## Set problem
Copy out every line exactly as given.

## Material
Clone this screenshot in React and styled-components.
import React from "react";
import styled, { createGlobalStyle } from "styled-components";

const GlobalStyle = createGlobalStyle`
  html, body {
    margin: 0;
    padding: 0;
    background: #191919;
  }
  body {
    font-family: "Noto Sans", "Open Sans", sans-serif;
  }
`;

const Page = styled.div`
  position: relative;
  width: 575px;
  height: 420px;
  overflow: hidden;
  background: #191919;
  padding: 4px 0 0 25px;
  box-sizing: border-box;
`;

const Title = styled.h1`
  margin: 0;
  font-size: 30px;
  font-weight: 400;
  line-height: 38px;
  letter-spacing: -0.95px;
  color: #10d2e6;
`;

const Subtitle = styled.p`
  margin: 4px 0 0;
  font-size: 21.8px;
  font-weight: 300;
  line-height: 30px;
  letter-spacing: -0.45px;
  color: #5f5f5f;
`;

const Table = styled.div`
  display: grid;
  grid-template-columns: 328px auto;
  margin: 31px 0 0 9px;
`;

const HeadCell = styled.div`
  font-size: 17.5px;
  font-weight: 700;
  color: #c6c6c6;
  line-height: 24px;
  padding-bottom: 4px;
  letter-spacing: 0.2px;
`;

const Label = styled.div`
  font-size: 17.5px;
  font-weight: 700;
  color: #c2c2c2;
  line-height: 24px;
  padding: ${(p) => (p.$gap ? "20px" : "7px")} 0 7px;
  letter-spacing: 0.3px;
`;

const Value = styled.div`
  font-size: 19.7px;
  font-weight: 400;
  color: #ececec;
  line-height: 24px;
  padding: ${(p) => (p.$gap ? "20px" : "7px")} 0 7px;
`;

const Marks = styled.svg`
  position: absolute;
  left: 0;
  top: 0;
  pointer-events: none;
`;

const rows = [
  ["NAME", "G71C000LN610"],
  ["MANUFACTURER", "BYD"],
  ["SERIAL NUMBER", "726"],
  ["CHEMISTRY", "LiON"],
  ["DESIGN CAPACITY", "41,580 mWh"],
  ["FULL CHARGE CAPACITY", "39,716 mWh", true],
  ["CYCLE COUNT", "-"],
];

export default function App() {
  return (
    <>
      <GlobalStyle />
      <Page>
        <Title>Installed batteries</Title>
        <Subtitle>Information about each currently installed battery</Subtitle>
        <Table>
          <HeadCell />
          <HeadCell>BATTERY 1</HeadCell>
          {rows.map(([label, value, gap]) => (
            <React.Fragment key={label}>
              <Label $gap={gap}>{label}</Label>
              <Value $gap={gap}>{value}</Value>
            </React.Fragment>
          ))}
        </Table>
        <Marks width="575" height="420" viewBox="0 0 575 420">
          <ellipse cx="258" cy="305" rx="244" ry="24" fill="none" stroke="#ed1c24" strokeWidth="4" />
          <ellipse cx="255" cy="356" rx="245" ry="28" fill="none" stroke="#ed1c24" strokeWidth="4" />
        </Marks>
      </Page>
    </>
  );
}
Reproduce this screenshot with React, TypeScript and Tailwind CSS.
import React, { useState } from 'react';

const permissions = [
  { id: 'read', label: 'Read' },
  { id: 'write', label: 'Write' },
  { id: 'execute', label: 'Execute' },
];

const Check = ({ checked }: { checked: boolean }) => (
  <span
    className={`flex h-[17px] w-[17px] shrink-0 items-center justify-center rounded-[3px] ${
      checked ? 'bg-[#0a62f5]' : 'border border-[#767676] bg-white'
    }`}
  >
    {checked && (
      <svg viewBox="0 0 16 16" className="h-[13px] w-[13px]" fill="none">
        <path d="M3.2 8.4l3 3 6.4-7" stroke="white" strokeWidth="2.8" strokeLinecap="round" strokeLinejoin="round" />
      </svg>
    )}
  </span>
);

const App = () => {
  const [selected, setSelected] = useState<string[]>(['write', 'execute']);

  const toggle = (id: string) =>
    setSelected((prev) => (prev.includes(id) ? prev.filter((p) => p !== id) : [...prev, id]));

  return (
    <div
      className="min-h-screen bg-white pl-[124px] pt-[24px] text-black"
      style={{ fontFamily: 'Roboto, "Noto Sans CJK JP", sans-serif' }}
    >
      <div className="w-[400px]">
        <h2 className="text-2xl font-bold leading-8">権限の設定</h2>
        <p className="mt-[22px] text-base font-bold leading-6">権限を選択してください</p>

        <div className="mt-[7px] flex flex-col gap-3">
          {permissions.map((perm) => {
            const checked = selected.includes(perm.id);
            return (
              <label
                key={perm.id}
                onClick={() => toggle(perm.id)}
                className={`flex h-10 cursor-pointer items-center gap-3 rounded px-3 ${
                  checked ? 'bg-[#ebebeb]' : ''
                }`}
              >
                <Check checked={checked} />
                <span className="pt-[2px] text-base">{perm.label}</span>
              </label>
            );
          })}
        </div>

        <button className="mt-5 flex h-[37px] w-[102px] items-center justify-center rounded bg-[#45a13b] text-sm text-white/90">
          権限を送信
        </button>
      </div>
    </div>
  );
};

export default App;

## Full solution
Clone this screenshot in React and styled-components.
import React from "react";
import styled, { createGlobalStyle } from "styled-components";

const GlobalStyle = createGlobalStyle`
  html, body {
    margin: 0;
    padding: 0;
    background: #191919;
  }
  body {
    font-family: "Noto Sans", "Open Sans", sans-serif;
  }
`;

const Page = styled.div`
  position: relative;
  width: 575px;
  height: 420px;
  overflow: hidden;
  background: #191919;
  padding: 4px 0 0 25px;
  box-sizing: border-box;
`;

const Title = styled.h1`
  margin: 0;
  font-size: 30px;
  font-weight: 400;
  line-height: 38px;
  letter-spacing: -0.95px;
  color: #10d2e6;
`;

const Subtitle = styled.p`
  margin: 4px 0 0;
  font-size: 21.8px;
  font-weight: 300;
  line-height: 30px;
  letter-spacing: -0.45px;
  color: #5f5f5f;
`;

const Table = styled.div`
  display: grid;
  grid-template-columns: 328px auto;
  margin: 31px 0 0 9px;
`;

const HeadCell = styled.div`
  font-size: 17.5px;
  font-weight: 700;
  color: #c6c6c6;
  line-height: 24px;
  padding-bottom: 4px;
  letter-spacing: 0.2px;
`;

const Label = styled.div`
  font-size: 17.5px;
  font-weight: 700;
  color: #c2c2c2;
  line-height: 24px;
  padding: ${(p) => (p.$gap ? "20px" : "7px")} 0 7px;
  letter-spacing: 0.3px;
`;

const Value = styled.div`
  font-size: 19.7px;
  font-weight: 400;
  color: #ececec;
  line-height: 24px;
  padding: ${(p) => (p.$gap ? "20px" : "7px")} 0 7px;
`;

const Marks = styled.svg`
  position: absolute;
  left: 0;
  top: 0;
  pointer-events: none;
`;

const rows = [
  ["NAME", "G71C000LN610"],
  ["MANUFACTURER", "BYD"],
  ["SERIAL NUMBER", "726"],
  ["CHEMISTRY", "LiON"],
  ["DESIGN CAPACITY", "41,580 mWh"],
  ["FULL CHARGE CAPACITY", "39,716 mWh", true],
  ["CYCLE COUNT", "-"],
];

export default function App() {
  return (
    <>
      <GlobalStyle />
      <Page>
        <Title>Installed batteries</Title>
        <Subtitle>Information about each currently installed battery</Subtitle>
        <Table>
          <HeadCell />
          <HeadCell>BATTERY 1</HeadCell>
          {rows.map(([label, value, gap]) => (
            <React.Fragment key={label}>
              <Label $gap={gap}>{label}</Label>
              <Value $gap={gap}>{value}</Value>
            </React.Fragment>
          ))}
        </Table>
        <Marks width="575" height="420" viewBox="0 0 575 420">
          <ellipse cx="258" cy="305" rx="244" ry="24" fill="none" stroke="#ed1c24" strokeWidth="4" />
          <ellipse cx="255" cy="356" rx="245" ry="28" fill="none" stroke="#ed1c24" strokeWidth="4" />
        </Marks>
      </Page>
    </>
  );
}
Reproduce this screenshot with React, TypeScript and Tailwind CSS.
import React, { useState } from 'react';

const permissions = [
  { id: 'read', label: 'Read' },
  { id: 'write', label: 'Write' },
  { id: 'execute', label: 'Execute' },
];

const Check = ({ checked }: { checked: boolean }) => (
  <span
    className={`flex h-[17px] w-[17px] shrink-0 items-center justify-center rounded-[3px] ${
      checked ? 'bg-[#0a62f5]' : 'border border-[#767676] bg-white'
    }`}
  >
    {checked && (
      <svg viewBox="0 0 16 16" className="h-[13px] w-[13px]" fill="none">
        <path d="M3.2 8.4l3 3 6.4-7" stroke="white" strokeWidth="2.8" strokeLinecap="round" strokeLinejoin="round" />
      </svg>
    )}
  </span>
);

const App = () => {
  const [selected, setSelected] = useState<string[]>(['write', 'execute']);

  const toggle = (id: string) =>
    setSelected((prev) => (prev.includes(id) ? prev.filter((p) => p !== id) : [...prev, id]));

  return (
    <div
      className="min-h-screen bg-white pl-[124px] pt-[24px] text-black"
      style={{ fontFamily: 'Roboto, "Noto Sans CJK JP", sans-serif' }}
    >
      <div className="w-[400px]">
        <h2 className="text-2xl font-bold leading-8">権限の設定</h2>
        <p className="mt-[22px] text-base font-bold leading-6">権限を選択してください</p>

        <div className="mt-[7px] flex flex-col gap-3">
          {permissions.map((perm) => {
            const checked = selected.includes(perm.id);
            return (
              <label
                key={perm.id}
                onClick={() => toggle(perm.id)}
                className={`flex h-10 cursor-pointer items-center gap-3 rounded px-3 ${
                  checked ? 'bg-[#ebebeb]' : ''
                }`}
              >
                <Check checked={checked} />
                <span className="pt-[2px] text-base">{perm.label}</span>
              </label>
            );
          })}
        </div>

        <button className="mt-5 flex h-[37px] w-[102px] items-center justify-center rounded bg-[#45a13b] text-sm text-white/90">
          権限を送信
        </button>
      </div>
    </div>
  );
};

export default App;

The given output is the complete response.